Past Frank showstoppers have had titles picked at random from the internet, travelogues, accessed from online porn sites, urban slang, trash magazine articles and in the main a million miles from the pained precision of artspeak – how does French Cheese at 3AM grab you. His goal is to get us onto a different dancefloor, so his funky canvases can bust a few moves before our very eyes. Dale Frank has been a rock star artist since the 1980s, his work is held in International public museum collections including the Zurich Kunsthaus, The Guggenheim in New York and the Auckland Art Gallery.

Frank’s work in recent years has featured vast glossy surfaces ablaze with coloured varnish, resins, enamels and epoxy, even Swarovski crystals. There is no such thing as over the top in much of Frank’s work.

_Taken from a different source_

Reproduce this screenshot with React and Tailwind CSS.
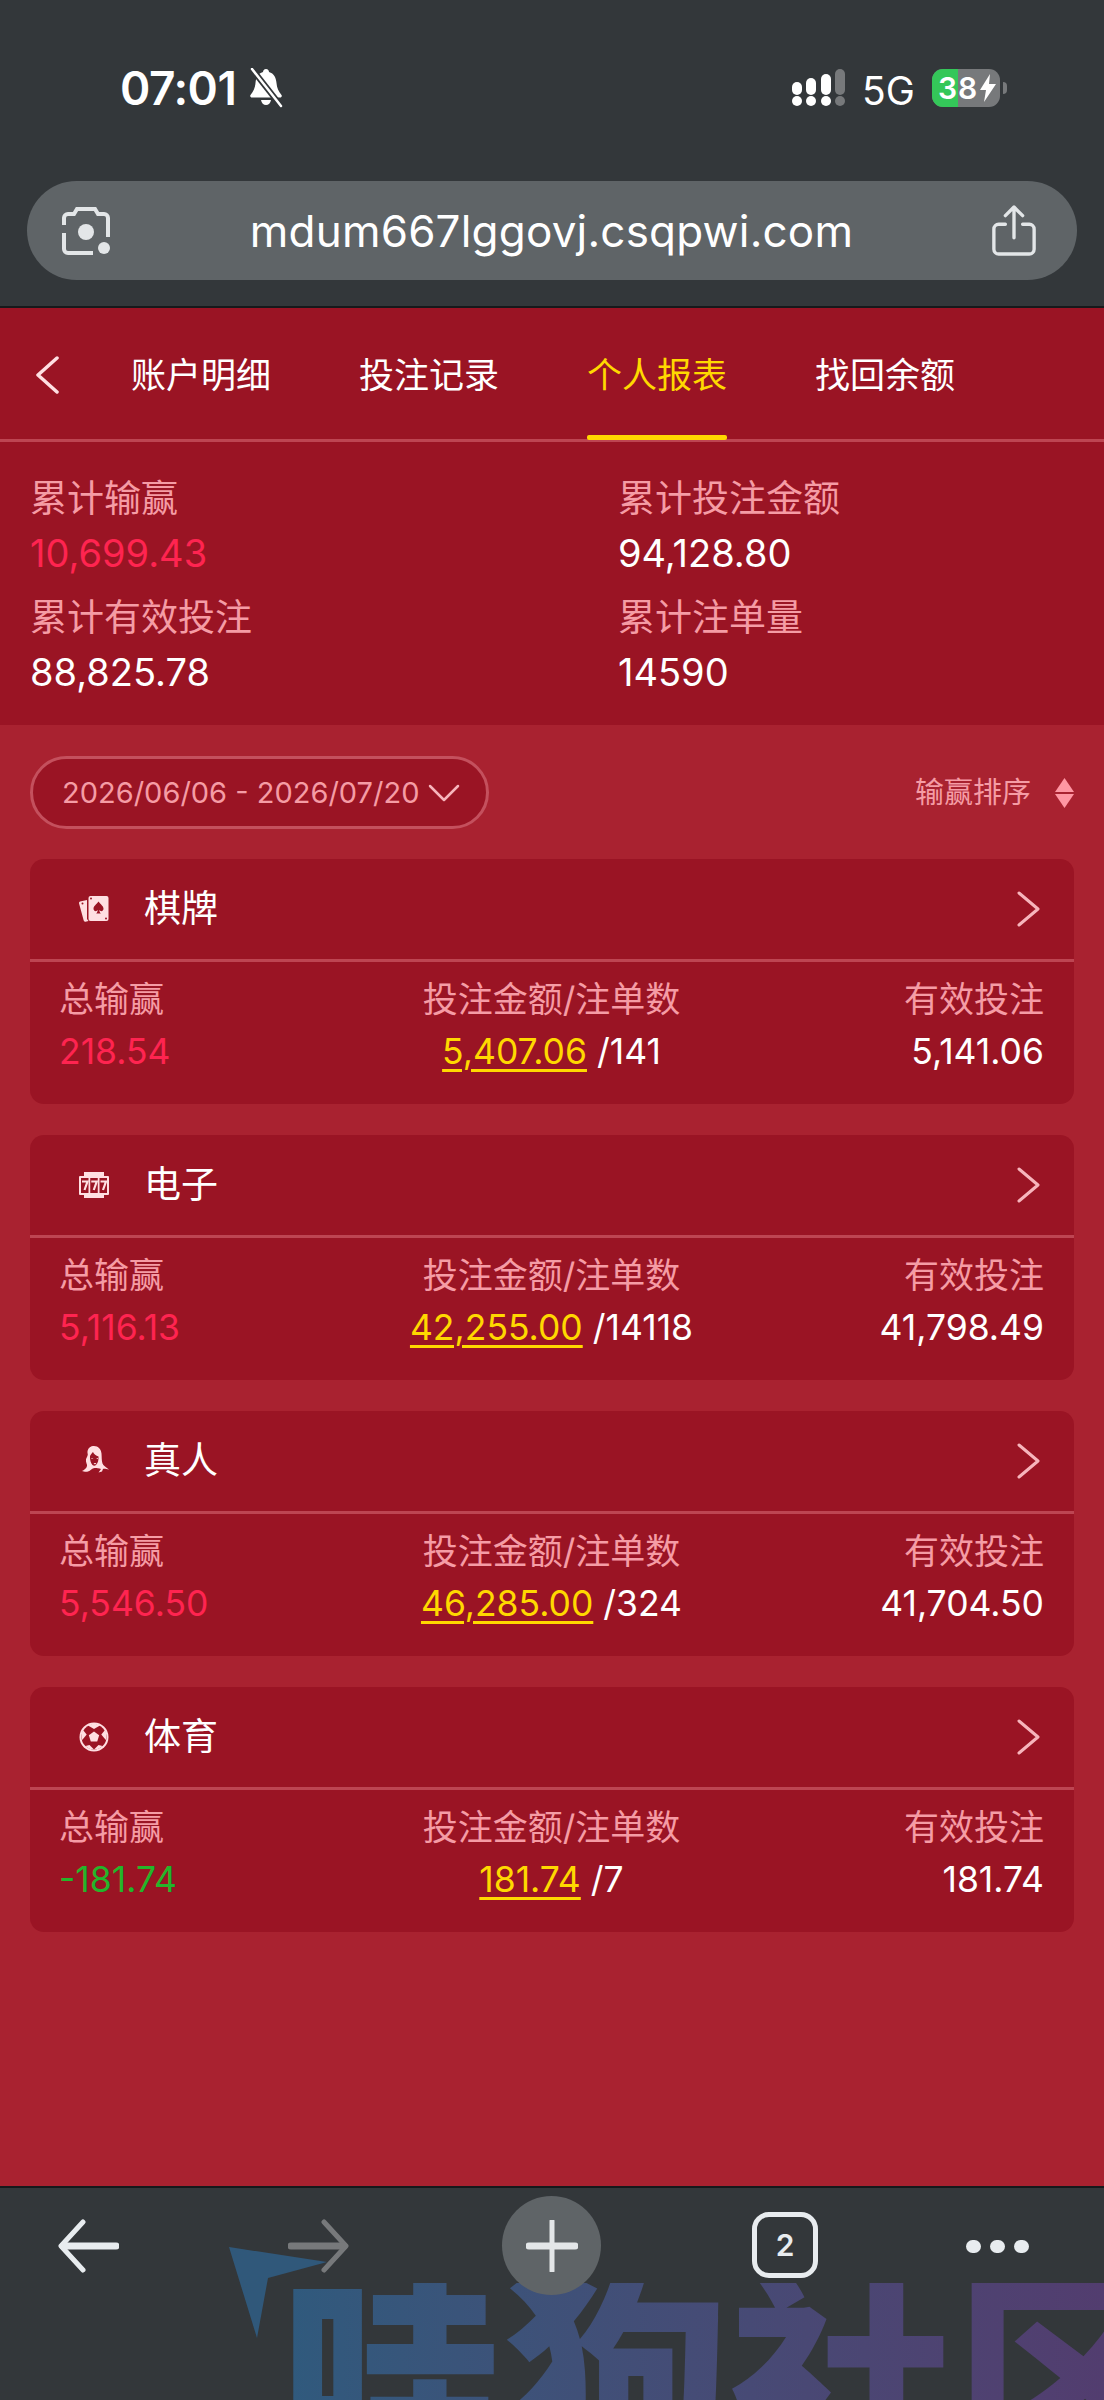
const SANS = 'font-["Inter","Noto_Sans_CJK_SC",sans-serif]'

const TABS = [
  { label: '账户明细' },
  { label: '投注记录' },
  { label: '个人报表', active: true },
  { label: '找回余额' },
]

const SUMMARY = [
  { label: '累计输赢', value: '10,699.43', color: 'text-[#ff2450]' },
  { label: '累计投注金额', value: '94,128.80', color: 'text-white' },
  { label: '累计有效投注', value: '88,825.78', color: 'text-white' },
  { label: '累计注单量', value: '14590', color: 'text-white' },
]

function CardsIcon() {
  return (
    <svg viewBox="0 0 32 32" className="w-8 h-8" fill="#ffdfe2">
      <path d="M2 8.500l7-1.500v19l1.500 2-3 .7a1.500 1.500 0 0 1-1.800-1.100L1 10.200A1.500 1.500 0 0 1 2 8.500z" />
      <rect x="10.500" y="3" width="20" height="25" rx="2" />
      <path fill="#9a1424" d="M20.500 8.500c2 3 5 4.300 5 7.200 0 2.600-3 3.200-4.200 1.400.1 1.500.6 2.600 1.500 3.400h-4.600c.9-.8 1.400-1.900 1.500-3.400-1.200 1.800-4.200 1.200-4.200-1.400 0-2.900 3-4.200 5-7.200z" />
      <circle cx="13" cy="5.500" r="1" fill="#9a1424" />
      <circle cx="28" cy="25.500" r="1" fill="#9a1424" />
      <circle cx="4.500" cy="10.500" r="1" fill="#9a1424" />
    </svg>
  )
}

function SlotIcon() {
  return (
    <svg viewBox="0 0 32 32" className="w-8 h-8">
      <path fill="#ffdfe2" d="M6 3h20v4h4a1 1 0 0 1 1 1v17a1 1 0 0 1-1 1h-4v3H6v-3H2a1 1 0 0 1-1-1V8a1 1 0 0 1 1-1h4z" />
      <g fill="#9a1424">
        <rect x="3" y="9" width="7.500" height="15" />
        <rect x="12.250" y="9" width="7.500" height="15" />
        <rect x="21.500" y="9" width="7.500" height="15" />
      </g>
      <g fill="none" stroke="#ffdfe2" strokeWidth="2.200">
        <path d="M4 12.500h5.500l-3 8.500" />
        <path d="M13.250 12.500h5.500l-3 8.500" />
        <path d="M22.500 12.500h5.500l-3 8.500" />
      </g>
    </svg>
  )
}

function LadyIcon() {
  return (
    <svg viewBox="0 0 32 32" className="w-8 h-8">
      <path fill="#ffdfe2" d="M15 1c5-.5 8 3 8.500 7.500.3 3.500 0 7 1 10 .8 2 3 3.500 6.500 6-2.500-.5-5-1-6-.5l-1 2.500-3.500 1 2.500-3.500c-2-1-4-1-6.500-1-2.500 0-4 3-6.500 3.500-2 .5-4.500 0-6-.5 2-1 4.500-2.500 5-5 .4-2-1.500-3.500-1-6.500.3-2 1.500-2.500 1.800-5C8.600 5 11 1.500 15 1z" />
      <path fill="#9a1424" d="M12 11c1-2 2-3 3-4 .8 2 3 3.500 5.500 4.500.3 3-.5 6.500-2.500 8.500-1 1-2.500 1-3.500 0-1.500-1.500-2.800-5-2.500-9z" />
      <path fill="#ffdfe2" d="M13.500 13l2 .6-2 .4zM20 13l-2 .6 2 .4zM15.500 18h3l-1.500 1.400z" />
    </svg>
  )
}

function BallIcon() {
  return (
    <svg viewBox="0 0 32 32" className="w-8 h-8">
      <circle cx="16" cy="16" r="14.500" fill="#ffdfe2" />
      <circle cx="16" cy="16" r="12.500" fill="#9a1424" />
      <g fill="#ffdfe2">
        <path d="M16 10.500l5.200 3.800-2 6.100h-6.400l-2-6.100z" />
        <path d="M10 4.500c3.600-2 8.400-2 12 0l-6 3.500z" />
        <path d="M27 9c1.700 3 2 7 .8 10l-4.500-5.500z" />
        <path d="M5 9c-1.700 3-2 7-.8 10l4.500-5.500z" />
        <path d="M7.500 25c2.500 2.500 5 3.500 8.500 3.500-1.500-1.500-3-3-4.500-4.500z" />
        <path d="M24.500 25c-2.500 2.500-5 3.500-8.500 3.500 1.500-1.500 3-3 4.500-4.500z" />
      </g>
    </svg>
  )
}

const GAMES = [
  { title: '棋牌', Icon: CardsIcon, win: '218.54', winColor: 'text-[#ff2450]', amount: '5,407.06', count: '/141', valid: '5,141.06' },
  { title: '电子', Icon: SlotIcon, win: '5,116.13', winColor: 'text-[#ff2450]', amount: '42,255.00', count: '/14118', valid: '41,798.49' },
  { title: '真人', Icon: LadyIcon, win: '5,546.50', winColor: 'text-[#ff2450]', amount: '46,285.00', count: '/324', valid: '41,704.50' },
  { title: '体育', Icon: BallIcon, win: '-181.74', winColor: 'text-[#24b52a]', amount: '181.74', count: '/7', valid: '181.74' },
]

function StatusBar() {
  return (
    <div className="flex items-center justify-between h-[176px] mb-[5px] pl-[120px] pr-[97px]">
      <div className="flex items-center">
        <span className="text-[46px] leading-none font-semibold text-white tracking-[-0.5px]">07:01</span>
        <svg viewBox="0 0 38 40" className="ml-[11px] w-[38px] h-[40px]" fill="white">
          <path d="M19 1c2 0 3 1.500 3 3 5 1.500 7 5.500 7.500 11 .4 5 2 8 5 12 .8 1.200 0 2.500-1.500 2.500H5c-1.500 0-2.300-1.300-1.500-2.500 3-4 4.500-7 5-12C9 9.500 11 5.500 16 4c0-1.500 1-3 3-3z" />
          <path d="M14 32h10c-.5 3-2.500 5-5 5s-4.500-2-5-5z" />
          <path d="M5 1l29 37" stroke="#33373a" strokeWidth="6" />
          <path d="M5 1l29 37" stroke="white" strokeWidth="2.500" strokeLinecap="round" />
        </svg>
      </div>
      <div className="flex items-center">
        <svg viewBox="0 0 54 38" className="w-[54px] h-[38px]">
          <g fill="white">
            <circle cx="5" cy="32" r="5" />
            <circle cx="19" cy="32" r="5" />
            <circle cx="34" cy="32" r="5" />
            <rect x="0" y="13" width="10" height="13" rx="5" />
            <rect x="14" y="9" width="10" height="17" rx="5" />
            <rect x="29" y="5" width="10" height="21" rx="5" />
          </g>
          <g fill="#77797b">
            <circle cx="48" cy="32" r="5" />
            <rect x="43" y="0" width="10" height="26" rx="5" />
          </g>
        </svg>
        <span className="ml-[16px] w-[54px] text-[39px] leading-none text-white translate-y-[2px]">5G</span>
        <div className="ml-[16px] flex items-center">
          <div className="relative flex items-center w-[68px] h-[38px] rounded-[11px] overflow-hidden bg-[#77797b]">
            <div className="w-[26px] h-full bg-[#34c759]" />
            <span className="absolute left-[6px] top-[4px] text-[30px] leading-[30px] font-semibold text-white tracking-[1px]">38</span>
            <svg viewBox="0 0 16 28" className="absolute right-[4px] top-[5px] w-[16px] h-[28px]" fill="white">
              <path d="M10 0L0 16h6l-2 12L16 10h-7z" />
            </svg>
          </div>
          <div className="ml-[3px] w-[4px] h-[12px] rounded-r-full bg-[#77797b]" />
        </div>
      </div>
    </div>
  )
}

function UrlBar() {
  return (
    <div className="mx-[27px] h-[99px] rounded-full bg-[#5f6467] flex items-center justify-between pl-[33px] pr-[40px]">
      <svg viewBox="0 0 52 52" className="w-[52px] h-[52px]" fill="none" stroke="#e3e6e8" strokeWidth="4">
        <path d="M4 20v-7a4 4 0 0 1 4-4h6l3-5h18l3 5h6a4 4 0 0 1 4 4v19" />
        <path d="M4 28v16a4 4 0 0 0 4 4h25" />
        <circle cx="26" cy="27" r="8" fill="#e3e6e8" stroke="none" />
        <circle cx="44" cy="43" r="6" fill="#e3e6e8" stroke="none" />
      </svg>
      <span className="text-[44px] leading-none text-white font-['Inter',sans-serif] tracking-[0.2px]">mdum667lggovj.csqpwi.com</span>
      <svg viewBox="0 0 48 54" className="w-[46px] h-[54px]" fill="none" stroke="#e3e6e8" strokeWidth="3.500" strokeLinecap="round" strokeLinejoin="round">
        <path d="M24 34V3M15 11l9-9 9 9" />
        <path d="M15 20H8a5 5 0 0 0-5 5v21a5 5 0 0 0 5 5h32a5 5 0 0 0 5-5V25a5 5 0 0 0-5-5h-7" />
      </svg>
    </div>
  )
}

// the site's watermark lies over the browser toolbar
function Watermark() {
  return (
    <div className="absolute left-0 top-[2186px] w-[1104px] h-[214px] overflow-hidden pointer-events-none">
      <svg viewBox="0 0 100 92" className="absolute left-[229px] top-[61px] w-[100px] h-[92px]">
        <path fill="#30587a" d="M0 0L98 15 39 31 28 91z" />
      </svg>
      <div className="absolute left-[280px] top-[97px] w-[824px] text-[225px] leading-[164px] font-black whitespace-nowrap bg-gradient-to-r from-[#2f5a7d] to-[#523d6f] bg-clip-text text-transparent font-['Noto_Sans_CJK_SC',sans-serif]">
        哇狗社区
      </div>
    </div>
  )
}

function BottomBar() {
  return (
    <div className="relative h-[214px] border-t-2 border-[#17191b] bg-[#33373a] flex items-start pl-[57px] pt-[8px]">
      <svg viewBox="0 0 62 54" className="w-[62px] h-[54px] mt-[23px]" fill="none" stroke="#e8ecef" strokeLinecap="round" strokeLinejoin="round">
        <path d="M26 3L4 27l22 24" strokeWidth="5" />
        <path d="M6 27h53" strokeWidth="7" />
      </svg>
      <svg viewBox="0 0 62 54" className="ml-[169px] w-[62px] h-[54px] mt-[23px]" fill="none" stroke="#77797b" strokeLinecap="round" strokeLinejoin="round">
        <path d="M36 3l22 24-22 24" strokeWidth="5" />
        <path d="M3 27h53" strokeWidth="7" />
      </svg>
      <div className="ml-[152px] relative z-10 w-[99px] h-[99px] rounded-full bg-[#5f6467] flex items-center justify-center">
        <svg viewBox="0 0 52 52" className="w-[52px] h-[52px]" stroke="#e3e6e8" strokeLinecap="round">
          <path d="M26 1v50" strokeWidth="5" />
          <path d="M3 26h46" strokeWidth="7" />
        </svg>
      </div>
      <div className="ml-[151px] mt-[16px] w-[66px] h-[66px] rounded-[17px] border-[5px] border-[#e8ecef] flex items-center justify-center">
        <span className="text-[30px] leading-none font-semibold text-[#e8ecef]">2</span>
      </div>
      <div className="ml-[148px] mt-[44px] flex gap-[9px]">
        <span className="w-[15px] h-[13px] rounded-full bg-[#e8ecef]" />
        <span className="w-[15px] h-[13px] rounded-full bg-[#e8ecef]" />
        <span className="w-[15px] h-[13px] rounded-full bg-[#e8ecef]" />
      </div>
    </div>
  )
}

function GameCard({ game }) {
  const { Icon } = game
  return (
    <div className="rounded-[14px] bg-[#9a1424] overflow-hidden">
      <div className="h-[103px] flex items-center border-b-[3px] border-[#bd4552] pl-[48px] pr-[34px]">
        <Icon />
        <span className="ml-[34px] text-[37px] text-white">{game.title}</span>
        <svg viewBox="0 0 23 36" className="ml-auto w-[23px] h-[36px]" fill="none" stroke="#f7b5bc" strokeWidth="3" strokeLinecap="round" strokeLinejoin="round">
          <path d="M2 2l19 16L2 34" />
        </svg>
      </div>
      <div className="h-[142px] pl-[29px] pr-[30px] pt-[11px] grid grid-cols-[1fr_auto_1fr]">
        <div>
          <div className="text-[35px] leading-[53px] text-[#f59ca5]">总输赢</div>
          <div className={`text-[35.5px] leading-[52px] ${game.winColor}`}>{game.win}</div>
        </div>
        <div className="text-center">
          <div className="text-[35px] leading-[53px] text-[#f59ca5]">投注金额/注单数</div>
          <div className="text-[35.5px] leading-[52px] text-white">
            <span className="text-[#ffd800] underline underline-offset-[5px] decoration-[3px]">{game.amount}</span>
            <span className="ml-[10px]">{game.count}</span>
          </div>
        </div>
        <div className="text-right">
          <div className="text-[35px] leading-[53px] text-[#f59ca5]">有效投注</div>
          <div className="text-[35.5px] leading-[52px] text-white">{game.valid}</div>
        </div>
      </div>
    </div>
  )
}

export default function App() {
  return (
    <div className={`relative w-[1104px] h-[2400px] flex flex-col overflow-hidden bg-[#a92230] ${SANS}`}>
      <div className="h-[308px] shrink-0 bg-[#33373a] border-b-2 border-[#17191b]">
        <StatusBar />
        <UrlBar />
      </div>

      <div className="h-[134px] shrink-0 pt-[3px] bg-[#9a1424] border-b-[3px] border-[#bd4552] flex items-stretch">
        <div className="w-[90px] flex items-center pl-[35px]">
          <svg viewBox="0 0 24 38" className="w-[24px] h-[38px]" fill="none" stroke="#ffdfe2" strokeWidth="3.500" strokeLinecap="round" strokeLinejoin="round">
            <path d="M22 2L3 19l19 17" />
          </svg>
        </div>
        <div className="flex gap-[88px] pl-[41px]">
          {TABS.map(tab => (
            <div key={tab.label} className={`relative w-[140px] flex items-center justify-center whitespace-nowrap text-[35px] ${tab.active ? 'text-[#ffd800]' : 'text-white'}`}>
              {tab.label}
              {tab.active && <div className="absolute left-0 right-0 -bottom-[1px] h-[5px] rounded-[2px] bg-[#ffd800]" />}
            </div>
          ))}
        </div>
      </div>

      <div className="h-[283px] shrink-0 bg-[#9a1424] pl-[30px] pt-[29px] grid grid-cols-[588px_1fr] content-start">
        {SUMMARY.map(item => (
          <div key={item.label} className="h-[119px]">
            <div className="text-[37px] leading-[56px] text-[#f59ca5]">{item.label}</div>
            <div className={`text-[38px] leading-[52px] ${item.color}`}>{item.value}</div>
          </div>
        ))}
      </div>

      <div className="flex-1 px-[30px] pt-[31px]">
        <div className="flex items-center justify-between h-[73px]">
          <div className="w-[459px] h-[73px] rounded-full border-[3px] border-[#c4505d] bg-[#9a1424] flex items-center pl-[29px] text-[29px] text-[#f59ca5] whitespace-nowrap">
            2026/06/06 - 2026/07/20
            <svg viewBox="0 0 32 18" className="ml-[9px] w-[32px] h-[18px]" fill="none" stroke="#f7b5bc" strokeWidth="2.500" strokeLinecap="round" strokeLinejoin="round">
              <path d="M2 2l14 14L30 2" />
            </svg>
          </div>
          <div className="flex items-center gap-[24px] text-[29px] text-[#f59ca5]">
            输赢排序
            <svg viewBox="0 0 19 30" className="w-[19px] h-[30px]" fill="#ff97a3">
              <path d="M9.500 0l9.500 14H0z" />
              <path d="M9.500 30L0 16h19z" />
            </svg>
          </div>
        </div>
        <div className="mt-[30px] flex flex-col gap-[31px]">
          {GAMES.map(game => <GameCard key={game.title} game={game} />)}
        </div>
      </div>

      <BottomBar />
      <Watermark />
    </div>
  )
}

His most spectacular works skirt disaster and triumph, the sublime and the ridiculous in both the risky nature of their manufacture and the resultant canvas as all those gooey pigments coagulate into a shiny hot mess.

2018 Frank sees the artist pulling back from recent dayglo pyrotechnics by introducing a palette of cool metallics that gel, separate, rupture and ooze into a range of reveals and conceals in the same breath. It has taken Frank decades to master all the elements of his runny orchestra and at over two metres these latest canvases possess the symphonic quality of a knowing yet beguiling power Popera. That sweet and sour vibe is the key to Frank’s allure. There is a method to his madness that is borne of long trial and error alloyed to a deep commitment to the endless potential of the abstract genre. These latest works appear as both witnesses for the defence and prosecution of the form.